# [Problem details]
Write out word for word each line of the records, beginning at the first and stopping after the line with "<PhoneMask />". Leave the pictures out.

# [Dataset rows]
──────────────────────────────

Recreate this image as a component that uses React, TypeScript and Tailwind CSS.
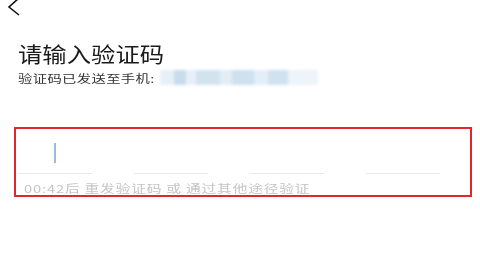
import React from "react";

const font = { fontFamily: '"Noto Sans CJK SC", "Noto Sans", sans-serif' };

function PhoneMask() {
  // blurred phone number, drawn as soft blue blocks
  const blocks = [
    { w: "w-[14px]", c: "bg-[#e6f0f8]" },
    { w: "w-[12px]", c: "bg-[#c9dcec]" },
    { w: "w-[10px]", c: "bg-[#e6f0f8]" },
    { w: "w-[24px]", c: "bg-[#d2e3f0]" },
    { w: "w-[12px]", c: "bg-[#e2edf6]" },
    { w: "w-[22px]", c: "bg-[#cfe0ee]" },
    { w: "w-[14px]", c: "bg-[#e4eef7]" },
    { w: "w-[20px]", c: "bg-[#d0e1ef]" },
    { w: "w-[30px]", c: "bg-[#edf4fa]" },
  ];
  return (
    <div className="absolute left-[160px] top-[70px] flex h-[15px] blur-[1.5px]">
      {blocks.map((b, i) => (
        <span key={i} className={`${b.w} ${b.c} h-full`} />
      ))}
    </div>
  );
}

export default function App() {
  const cells = [0, 1, 2, 3];

  return (
    <div className="relative w-[480px] h-[270px] bg-white overflow-hidden" style={font}>
      <svg width="24" height="16" viewBox="0 0 24 16" className="ml-[2px] block">
        <path d="M17 -2 L7 7 L17 15" fill="none" stroke="#111" strokeWidth="1.6" />
      </svg>

      <div className="pl-[18px] pt-[25px]">
        <h1 className="origin-left scale-x-[1.16] text-[21px] leading-[24px] text-[#1a1a1a] font-normal">
          请输入验证码
        </h1>
        <div className="mt-[6px] flex items-center">
          <span className="origin-left scale-x-[1.3] text-[11px] leading-[14px] tracking-[0.3px] text-[#333]">
            验证码已发送至手机:
          </span>
        </div>
      </div>
      <PhoneMask />

      <div className="mx-[14px] mt-[42px] h-[70px] w-[458px] border-2 border-[#e3262b]">
        <div className="flex gap-[42px] pl-[2px]">
          {cells.map((i) => (
            <div key={i} className="flex h-[45px] w-[74px] items-center justify-center border-b border-[#e8e8e8]">
              {i === 0 && <span className="mt-[4px] h-[20px] w-[2px] bg-[#9fbcd6]" />}
            </div>
          ))}
        </div>
        <p className="mt-[7px] pl-[6px] origin-left scale-x-[1.34] text-[11px] leading-[14px] tracking-[0.6px] text-[#c4c4c4]">
          00:42后 重发验证码 或 通过其他途径验证
        </p>
      </div>
    </div>
  );
}
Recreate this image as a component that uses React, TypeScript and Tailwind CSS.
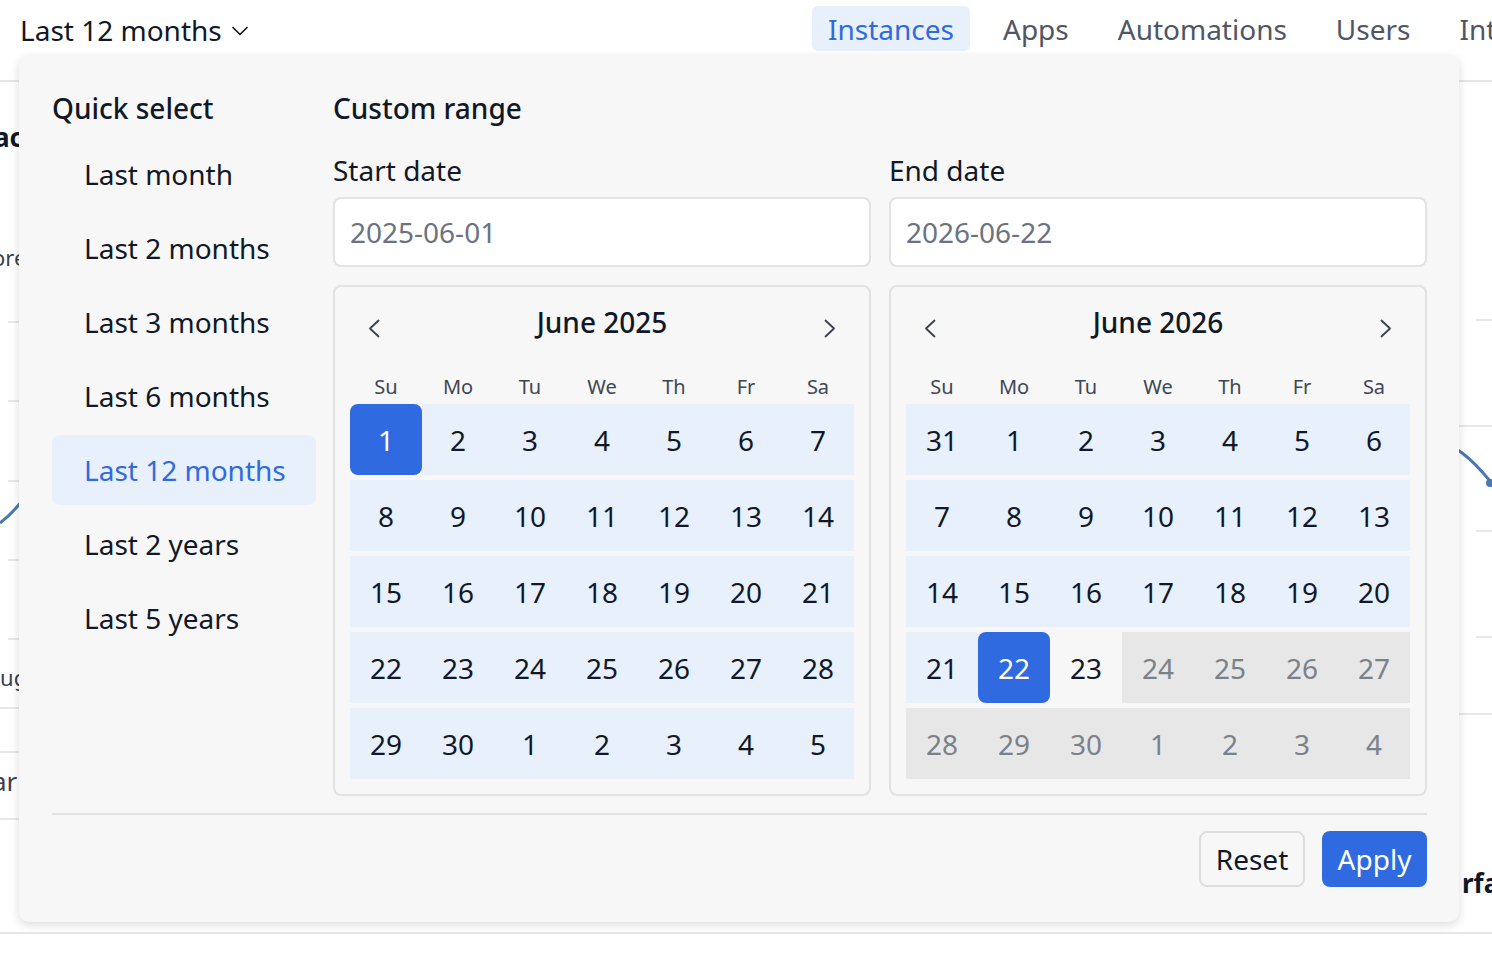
import { ChevronDown } from "lucide-react";

type CellState = "range" | "sel" | "plain" | "off";
type Cell = { d: number; s: CellState };

const cellStyles: Record<CellState, string> = {
  range: "bg-[#e8f0fb] text-[#111827]",
  sel: "bg-[#2f6ae0] text-white rounded-[8px]",
  plain: "text-[#111827]",
  off: "bg-[#e6e7e6] text-[#7b818b]",
};

const weekdays = ["Su", "Mo", "Tu", "We", "Th", "Fr", "Sa"];

const june2025: Cell[] = [
  ...Array.from({ length: 30 }, (_, i) => ({ d: i + 1, s: (i === 0 ? "sel" : "range") as CellState })),
  ...[1, 2, 3, 4, 5].map((d) => ({ d, s: "range" as CellState })),
];

const june2026: Cell[] = [
  { d: 31, s: "range" },
  ...Array.from({ length: 30 }, (_, i) => {
    const d = i + 1;
    let s: CellState = "range";
    if (d === 22) s = "sel";
    else if (d === 23) s = "plain";
    else if (d > 23) s = "off";
    return { d, s };
  }),
  ...[1, 2, 3, 4].map((d) => ({ d, s: "off" as CellState })),
];

const quickItems = [
  "Last month",
  "Last 2 months",
  "Last 3 months",
  "Last 6 months",
  "Last 12 months",
  "Last 2 years",
  "Last 5 years",
];

function Chevron({ dir }: { dir: "left" | "right" }) {
  return (
    <svg width="12" height="19" viewBox="0 0 12 19" fill="none" stroke="#374151" strokeWidth="1.8" strokeLinecap="round" strokeLinejoin="round">
      {dir === "left" ? <path d="M10.5 1.5 2 9.5l8.5 8" /> : <path d="M1.5 1.5 10 9.5l-8.5 8" />}
    </svg>
  );
}

function Calendar({ title, cells }: { title: string; cells: Cell[] }) {
  return (
    <div className="mt-[18px] rounded-[8px] border-2 border-[#e2e2e2] p-[15px]">
      <div className="flex h-[40px] items-center justify-between">
        <button className="mt-[12px] flex w-[48px] justify-center">
          <Chevron dir="left" />
        </button>
        <span className="text-[28px] font-medium leading-[36px] text-[#111827]">{title}</span>
        <button className="mt-[12px] flex w-[48px] justify-center">
          <Chevron dir="right" />
        </button>
      </div>
      <div className="mt-[30px] grid h-[28px] grid-cols-7 items-center text-center text-[20px] text-[#3f4652]">
        {weekdays.map((w) => (
          <span key={w}>{w}</span>
        ))}
      </div>
      <div className="mt-[4px] grid grid-cols-7 gap-y-[5px]">
        {cells.map((c, i) => (
          <div key={i} className={`flex h-[71px] items-center justify-center text-[28px] ${cellStyles[c.s]}`}>
            {c.d}
          </div>
        ))}
      </div>
    </div>
  );
}

function DateColumn({ label, value, title, cells }: { label: string; value: string; title: string; cells: Cell[] }) {
  return (
    <div className="flex flex-col">
      <label className="text-[28px] leading-[36px] text-[#111827]">{label}</label>
      <div className="mt-[9px] flex h-[70px] items-center rounded-[8px] border-2 border-[#e2e2e2] bg-white px-[15px] text-[28px] text-[#6b7280]">
        {value}
      </div>
      <Calendar title={title} cells={cells} />
    </div>
  );
}

export default function App() {
  return (
    <div className="relative h-[962px] w-[1492px] overflow-hidden bg-white font-['Noto_Sans','Open_Sans',sans-serif] text-[#111827]">
      {/* header */}
      <header className="flex h-[82px] items-start overflow-hidden border-b-2 border-[#e6e6e6]">
        <div className="flex w-[812px] shrink-0 items-center pl-[20px] pt-[12px]">
          <span className="whitespace-nowrap text-[28px] leading-[36px]">Last 12 months</span>
          <ChevronDown size={28} strokeWidth={1.5} className="ml-[4px] mt-[2px] text-[#111827]" />
        </div>
        <nav className="mt-[6px] flex shrink-0 gap-[17px] whitespace-nowrap text-[28px] text-[#4f5664]">
          <span className="flex h-[45px] items-center rounded-[6px] bg-[#e8f0fb] px-[16px] text-[#2f6ae0]">Instances</span>
          <span className="flex h-[45px] items-center px-[16px]">Apps</span>
          <span className="flex h-[45px] items-center px-[16px]">Automations</span>
          <span className="flex h-[45px] items-center px-[16px]">Users</span>
          <span className="flex h-[45px] items-center px-[16px]">Integrations</span>
        </nav>
      </header>

      {/* page content behind the dropdown */}
      <div className="flex justify-between">
        <div className="w-[80px] shrink-0">
          <p className="-ml-[6px] mt-[37px] whitespace-nowrap text-[26px] font-bold leading-[36px]">ace</p>
          <p className="-ml-[8px] mt-[87px] whitespace-nowrap text-[22px] leading-[30px] text-[#374151]">ore</p>
          <div className="relative ml-[8px] mt-[49px] flex h-[319px] flex-col justify-between">
            {[0, 1, 2, 3, 4].map((i) => (
              <div key={i} className="border-t-2 border-[#e8e8e8]" />
            ))}
            <svg className="absolute -left-[8px] top-0" width="80" height="319" fill="none">
              <path d="M0 202 C 8 196, 14 190, 22 180 S 50 160, 80 150" stroke="#4a78b0" strokeWidth="3" />
            </svg>
          </div>
          <p className="-ml-[14px] mt-[22px] whitespace-nowrap text-[22px] leading-[30px] text-[#374151]">Aug</p>
          <div className="mt-[15px] border-t-2 border-[#e8e8e8]" />
          <div className="mt-[42px] border-t-2 border-[#e8e8e8]" />
          <p className="-ml-[8px] mt-[11px] whitespace-nowrap text-[26px] leading-[34px] text-[#374151]">ar</p>
          <div className="mt-[20px] border-t-2 border-[#e8e8e8]" />
        </div>
        <div className="w-[60px] shrink-0">
          <div className="relative mt-[237px] flex h-[319px] flex-col justify-between">
            {[0, 1, 2, 3].map((i) => (
              <div key={i} className={i === 1 ? "border-t-2 border-[#e8e8e8]" : "ml-[44px] border-t-2 border-[#e8e8e8]"} />
            ))}
            <svg className="absolute left-0 top-0" width="60" height="319" fill="none">
              <path d="M0 120 C 22 124, 40 140, 58 162" stroke="#4a78b0" strokeWidth="3" />
              <circle cx="58" cy="164" r="4" fill="#4a78b0" />
            </svg>
          </div>
          <div className="mt-[75px] border-t-2 border-[#e8e8e8]" />
          <p className="ml-[30px] mt-[150px] whitespace-nowrap text-[26px] font-bold leading-[36px]">rface</p>
        </div>
      </div>
      <div className="absolute inset-x-0 top-[932px] border-t-2 border-[#e6e6e6]" />

      {/* date range dropdown */}
      <div className="absolute left-[19px] top-[55px] z-10 flex h-[867px] w-[1440px] flex-col rounded-[10px] bg-[#f7f7f7] pl-[33px] pr-[32px] pt-[35px] shadow-[0_3px_10px_rgba(0,0,0,0.14)]">
        <div className="flex gap-[17px]">
          <div className="w-[264px] shrink-0">
            <h3 className="whitespace-nowrap text-[28px] font-medium leading-[36px]">Quick select</h3>
            <div className="mt-[13px] flex flex-col gap-[4px]">
              {quickItems.map((q) => (
                <div
                  key={q}
                  className={
                    q === "Last 12 months"
                      ? "flex h-[70px] items-center whitespace-nowrap rounded-[8px] bg-[#e8f0fb] px-[32px] text-[28px] text-[#2f6ae0]"
                      : "flex h-[70px] items-center whitespace-nowrap rounded-[8px] px-[32px] text-[28px] text-[#111827]"
                  }
                >
                  {q}
                </div>
              ))}
            </div>
          </div>
          <div className="flex-1">
            <h3 className="text-[28px] font-medium leading-[36px]">Custom range</h3>
            <div className="mt-[26px] grid grid-cols-2 gap-[18px]">
              <DateColumn label="Start date" value="2025-06-01" title="June 2025" cells={june2025} />
              <DateColumn label="End date" value="2026-06-22" title="June 2026" cells={june2026} />
            </div>
          </div>
        </div>
        <div className="mt-[17px] border-t-2 border-[#e3e3e3]" />
        <div className="mt-[16px] flex justify-end gap-[17px]">
          <button className="flex h-[56px] w-[106px] items-center justify-center rounded-[8px] border-2 border-[#dedede] text-[28px] text-[#111827]">
            Reset
          </button>
          <button className="flex h-[56px] w-[105px] items-center justify-center rounded-[8px] bg-[#2f6ae0] text-[28px] text-white">
            Apply
          </button>
        </div>
      </div>
    </div>
  );
}
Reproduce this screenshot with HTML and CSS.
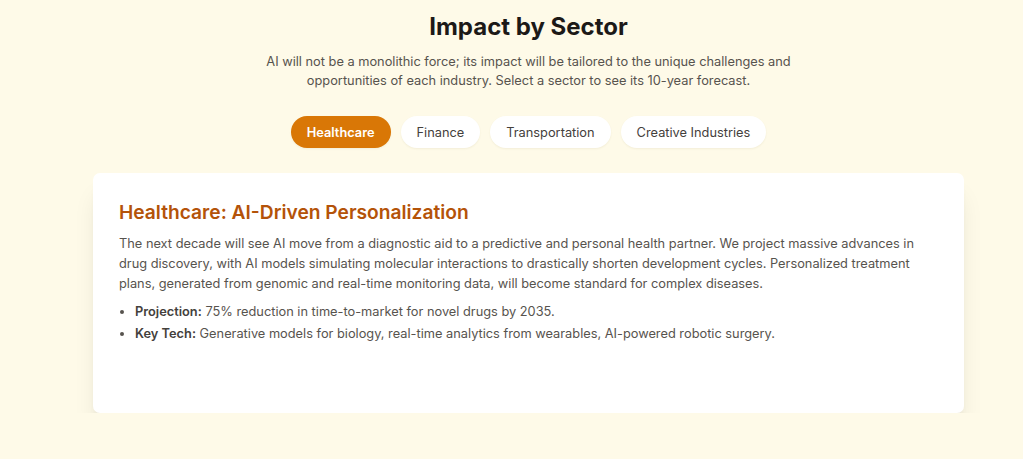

──────────────────────────────

# [Full response]
Recreate this image as a component that uses React, TypeScript and Tailwind CSS.
import React from "react";

const font = { fontFamily: '"Noto Sans CJK SC", "Noto Sans", sans-serif' };

function PhoneMask() {
  // blurred phone number, drawn as soft blue blocks
  const blocks = [
    { w: "w-[14px]", c: "bg-[#e6f0f8]" },
    { w: "w-[12px]", c: "bg-[#c9dcec]" },
    { w: "w-[10px]", c: "bg-[#e6f0f8]" },
    { w: "w-[24px]", c: "bg-[#d2e3f0]" },
    { w: "w-[12px]", c: "bg-[#e2edf6]" },
    { w: "w-[22px]", c: "bg-[#cfe0ee]" },
    { w: "w-[14px]", c: "bg-[#e4eef7]" },
    { w: "w-[20px]", c: "bg-[#d0e1ef]" },
    { w: "w-[30px]", c: "bg-[#edf4fa]" },
  ];
  return (
    <div className="absolute left-[160px] top-[70px] flex h-[15px] blur-[1.5px]">
      {blocks.map((b, i) => (
        <span key={i} className={`${b.w} ${b.c} h-full`} />
      ))}
    </div>
  );
}

export default function App() {
  const cells = [0, 1, 2, 3];

  return (
    <div className="relative w-[480px] h-[270px] bg-white overflow-hidden" style={font}>
      <svg width="24" height="16" viewBox="0 0 24 16" className="ml-[2px] block">
        <path d="M17 -2 L7 7 L17 15" fill="none" stroke="#111" strokeWidth="1.6" />
      </svg>

      <div className="pl-[18px] pt-[25px]">
        <h1 className="origin-left scale-x-[1.16] text-[21px] leading-[24px] text-[#1a1a1a] font-normal">
          请输入验证码
        </h1>
        <div className="mt-[6px] flex items-center">
          <span className="origin-left scale-x-[1.3] text-[11px] leading-[14px] tracking-[0.3px] text-[#333]">
            验证码已发送至手机:
          </span>
        </div>
      </div>
      <PhoneMask />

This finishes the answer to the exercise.